Photo de personne.

Depuis deux ans, il m’arrive de photographier avec assiduité la même personne, l’an dernier je viens de prendre d'elle dans les 300 photos. Comme je vois la personne quatre jours sur sept, l’année durant, ça fait en moyenne plus d'une photo par jour. Est-ce que j’essaie de fixer la suite des substitutions psychologiques qui ont lieu en elle, lorsqu’elle est en interaction avec moi? (Sans que moi, j’en sois nécessairement la cause, bien sûr, c’est là chose indécidable.) Mais ces étapes et états, je les décris dans mes carnets, que je remplis d’une prose maladroite, balbutiante, dans ce français rudimentaire qu’est le mien et dont la pauvreté me préserve de donner dans le roman, en parlant d’elle. C’est souvent assez banal, ce que je note, ce qui m’amène à dire que la photo, elle est là pour restituer la richesse énigmatique de la personne à la présence de laquelle je voue tant d’attention. Plus je la photographie, moins je peux substituer une photo à une autre: bien des prises me semblent uniques, malgré les attitudes, la mimique et les regards qui reviennent. L’image cependant ne remplace pas la présence puisque celle-ci est caractérisée par une interaction dépassant chaque fois l’anticipation imaginaire qui la précède, tandis que la présence donnée par la photo ne connaît pas ce dépassement-là.

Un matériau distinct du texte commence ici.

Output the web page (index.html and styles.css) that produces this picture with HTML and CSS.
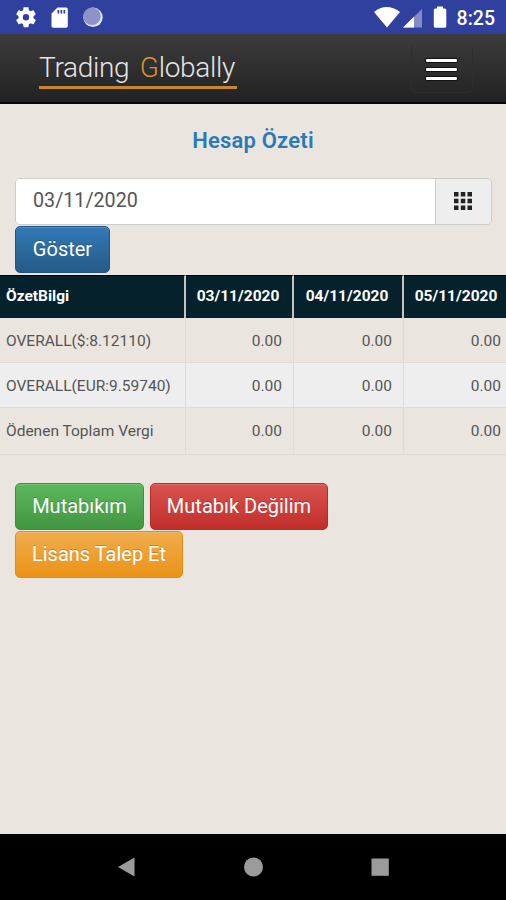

Bien sûr, il peut y en avoir d’autres au cours de la lecture de la photo, mais ceux-ci ne sont que des simulacres du dépassement, voire du débordement de tout contenu prévu que peut te faire vivre l’autre personne face à toi, simulacres qui, cependant, dédommagent en partie du manque que constitue l’absence de l’autre. La photo n’est donc nullement un moyen d’analyse, ici, au contraire, elle restitue l’opacité de la personne face au trop de transparence que suggère l’écrit. Ce faisant, elle contribue à une meilleure connaissance de l’autre et de soi.

Or, ces photos-là, je ne les montre à personne, et en partie seulement à l’intéressée. Les seules photos que je montre, celles dont je fais étalage, sont celles où elle n’est pas. Présence par absence.